Let $(x_1,y_1,x_2,y_2)$ satisfy the divisibility condition, then clearly $p \not| \gcd(x_1,x_2) $ (we call such pairs good) . We have $ 2(p^n - p^{n-1})p^n= 2p^{2n-1}(p-1)$ such good pairs $(x_1,x_2)$. We say $(c,d)$ is associated to $(a,b)$ if $p^n | ac + bd +1$. Letting $(a,b)$ be a good pair, we count its associated pairs. We may assume by symmetry that $a$ is not divisible by $p$, then letting $u$ be the inverse of $a$ module $p^n$. Then if $(c,d)$ is an associated pair, we have $ c \equiv -u(bd+1) \pmod{p^n}$ and hence $c$ is uniquely determined by $d$ as each module class intersect $\{0,1, \cdots , p^n-1\}$ at exactly one element.

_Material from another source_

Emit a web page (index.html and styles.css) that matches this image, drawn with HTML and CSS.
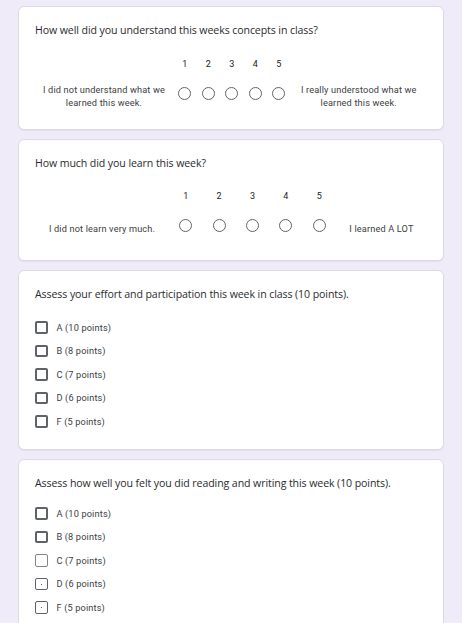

So there is exactly $p^n$ associated pairs for every good pair, whence there is $2p^{3n-1}(p-1)$ quadruples $(a_1,a_2,a_3,a_4)$ satisfying the \[ p^n\mid (a_1a_2+a_3a_4+1). \]

I think that good pairs number is 2p^（2n－1）・（p－1） → p^2n－p^（2n－2）=p^（2n－2）・（p^2－1）